My testimony: From convinced Atheism to joyful fellowship with God
Part 6: Surprised by a touch of God’s love
Part 6: Surprised by a touch of God’s love
In one of the school vacations during my prepa, I was back home in my suburb of Paris. My uncle Gilles lent to me the VHS videotape of a film to watch. He told me that it was a very good movie, with beautiful landscapes and an interesting political intrigue. Gilles, as most of my family, was a fervent atheist, yet this movie was presenting Christians.
The name of the movie was: The Mission, a movie directed by Rolland Joffé, with the actors Robert de Niro, Jeremy Irons and Liam Neeson. I learned very recently that Roland Joffé is a frenchman from Jewish descent, which I can clearly relate to.
I watched the film alone at home. It is the story of Jesuit priests evangelizing indians in Paraguay in the 1750s, and their struggle with the Portuguese and Spanish colonizers who wanted to enslave the natives.
A key character in the film is Mendoza (de Niro), a mercenary and slaver.
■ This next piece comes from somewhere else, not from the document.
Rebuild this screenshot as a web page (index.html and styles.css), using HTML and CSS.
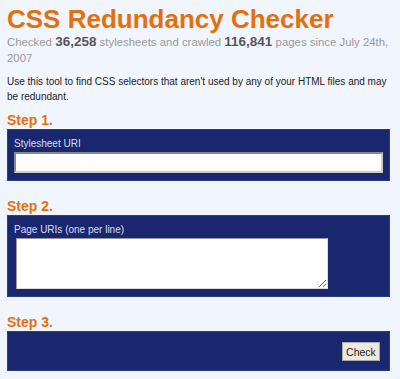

After returning from a kidnapping trip, he learns that his girlfriend is now in love with his brother. In anger, he kills his brother and then spends a period as a recluse not wanting to live anymore. Challenged by one of the priest (Irons) to face the consequence of his acts, he carries the weapons he used to harm others, and goes with the Jesuit priests to one indian village. When the indians recognize his as a slaver, they first want to kill him, and then - in a beautiful scene - decide to forgive him and through all his weapons in the water. Then, there is a very poetic scene were we see this converted mercenary learning to love the indians, laughing and serving peacefully. At that point in the movie, a beautiful text is read, when the chief priest asks Mendoza to read a book. This text, speaking about love, touched me deeply.
It impacted me so much that I played many times the VHS tape, to be able to write down the words. Then, I memorized these words, a beautiful poem.
Years later I realized that, through this film, I could experience a first crack in the strong wall of my bitter scientism. I began to realize that what I was really looking for was not worldly power but love. What I truly desired was to be loved, and to learn to love.
The text was speaking of the emptiness of seeking knowledge without love, to which I could clearly identify. I was arrogant and enjoyed humiliating others through jokes, in order to appear clever. The text was speaking of love as humble, I was very proud. It spoke of patience, I was demanding and impatient.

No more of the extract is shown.